Military professionals ask their civilian masters, “What is it you want to have done? What is the outcome you seek?” With that information the military can plan, resource, and conduct a mission. As long as the United States — and its allies — remain conflicted over whether Qaddafi has to go, can stay if he behaves, can stay as long as a ceasefire holds, as long as he pumps oil, or as long as he engages in negotiations, there is no mission to accomplish — no way to know when we’re done.

That makes Secretary of State Clinton’s announcement that NATO will take over operations disingenuous on two counts. NATO’s mission will be to “protect civilians, enforce the U.N. arms embargo, and support humanitarian aid efforts.” The NATO countries are agreed only on those points, and those points constitute an open-ended commitment. (The U.N.-approved no-fly zone in Iraq lasted 12 years; only the U.S. and Britain were there at the end.)
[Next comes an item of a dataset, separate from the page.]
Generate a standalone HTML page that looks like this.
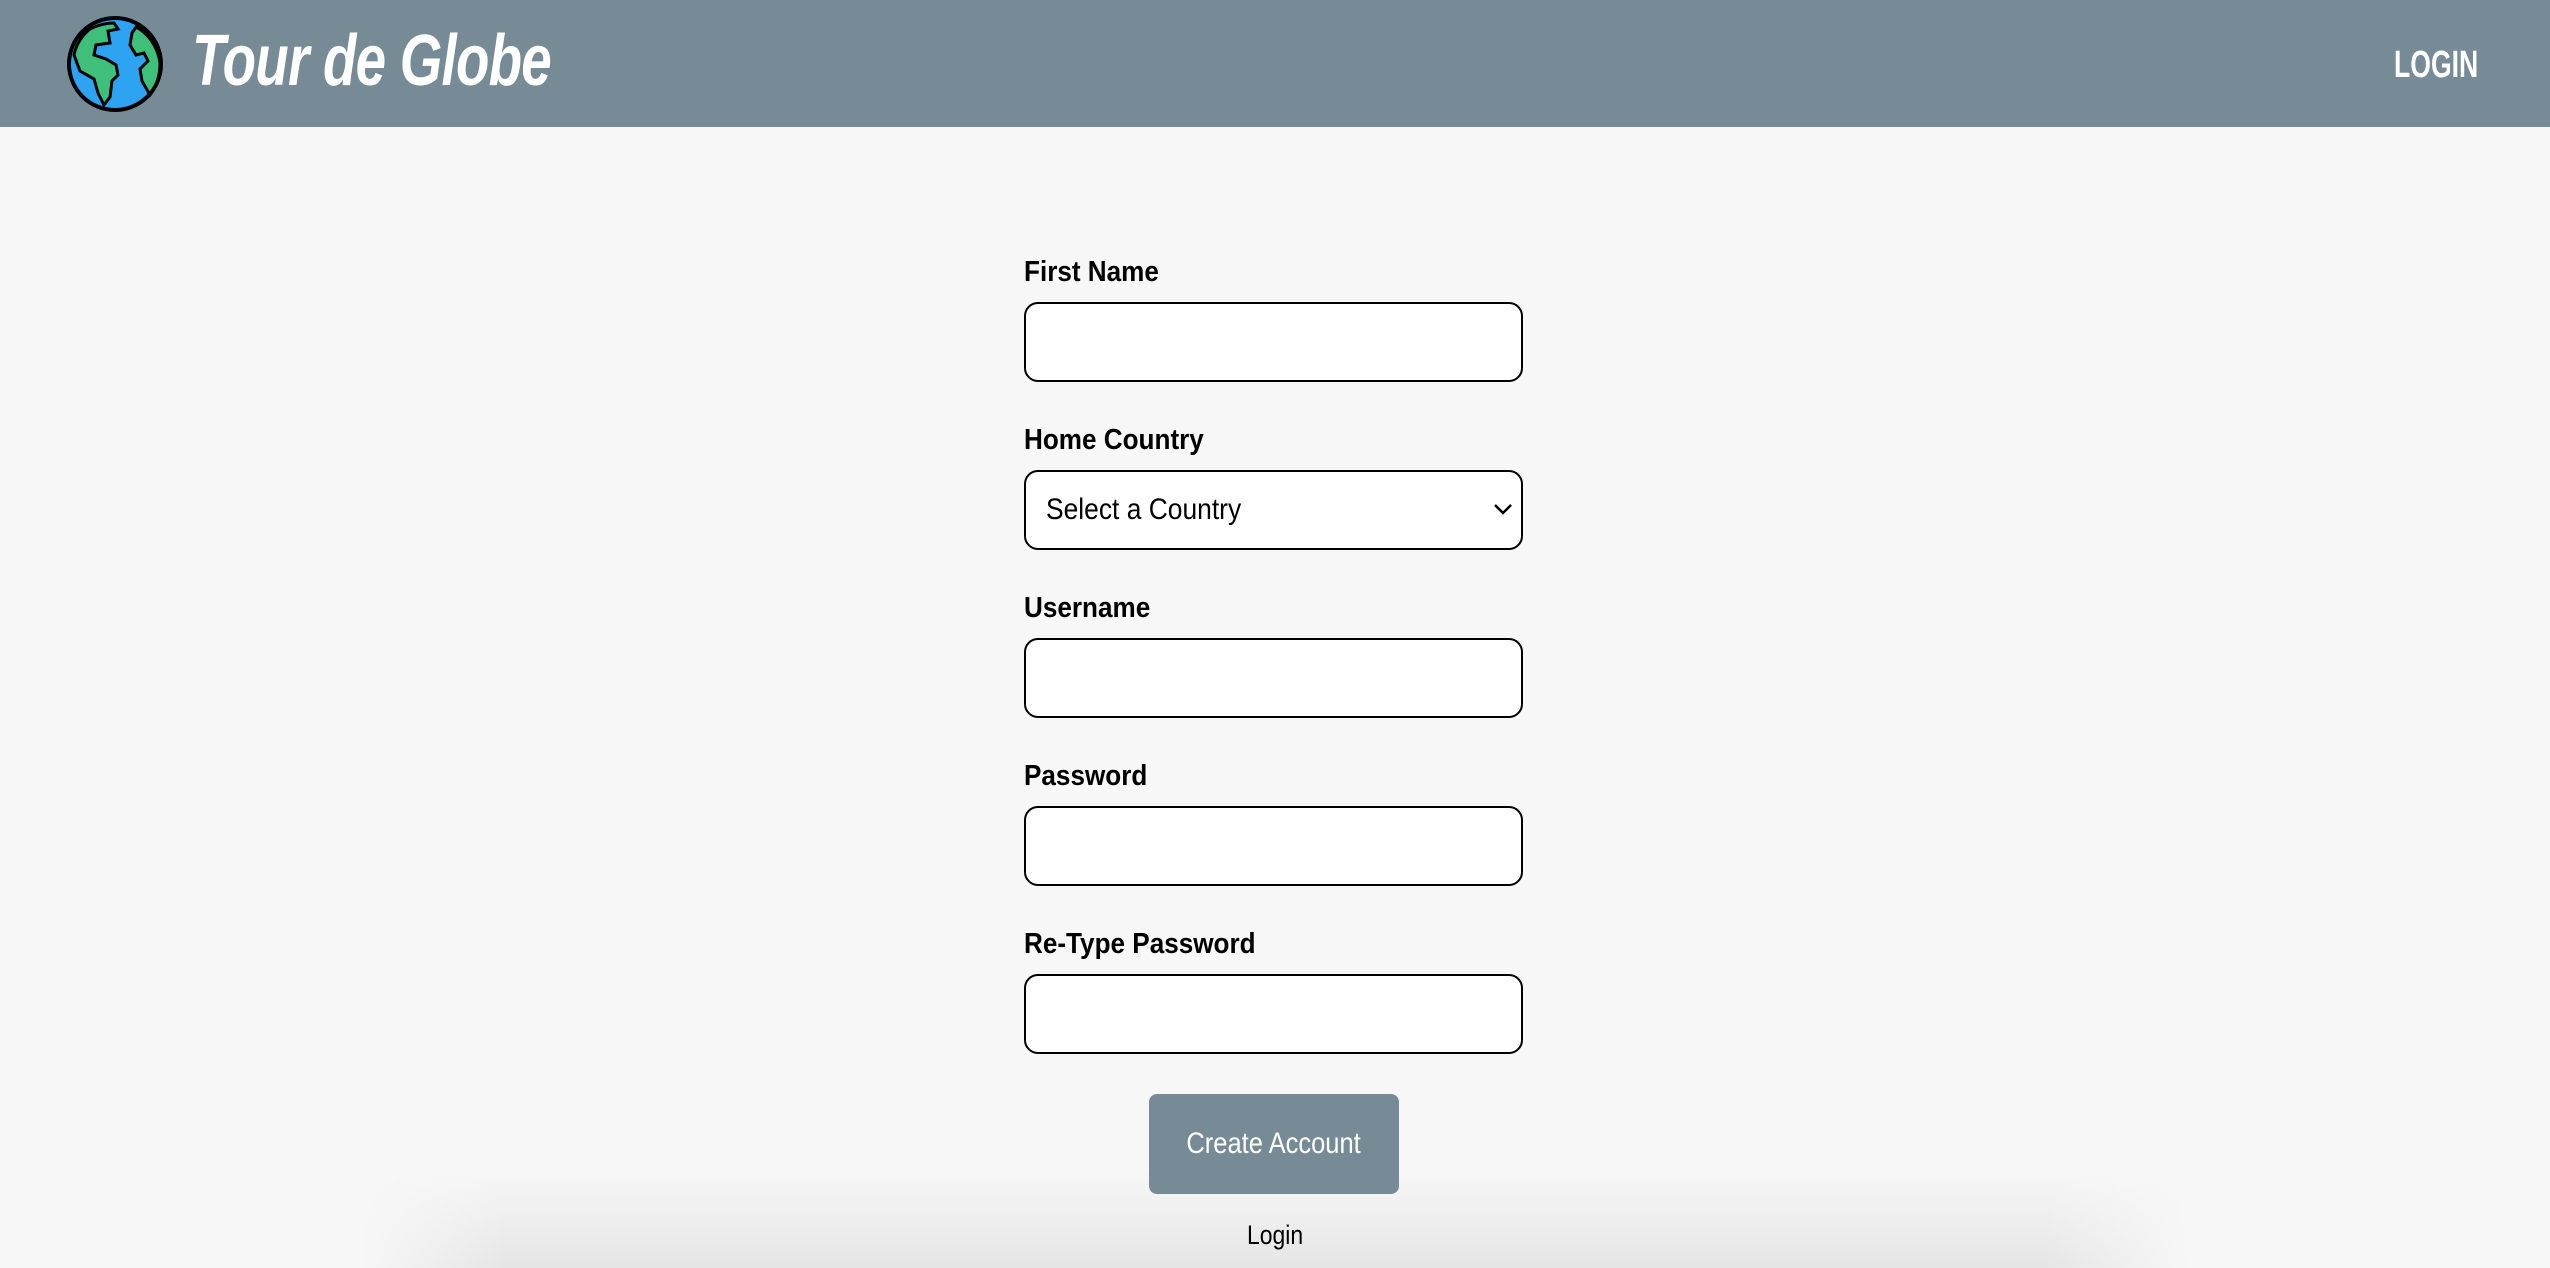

On the other hand, the bombing of Libyan military assets is a parallel effort that will continue to be done by the countries that have done it thus far — the U.S., France, and Britain — commanded from Naples by an American admiral. Which is inevitable: Philip Stephens of the Financial Times has written that the U.S. share of NATO countries’ defense spending has increased from 50 percent to 75 percent in a decade — not because we spend more, but because they spend less. In the past two years, spending by the European members of NATO shrunk by $45 billion, the equivalent of the entire German defense budget.

If there is fighting to be done, the United States will still have to ante up most of the planes, ships, and personnel. The question remains: “What is it we want to have done? What is the outcome we seek?”

Shoshana Bryen is senior director for security policy at the Jewish Institute for National Security Affairs.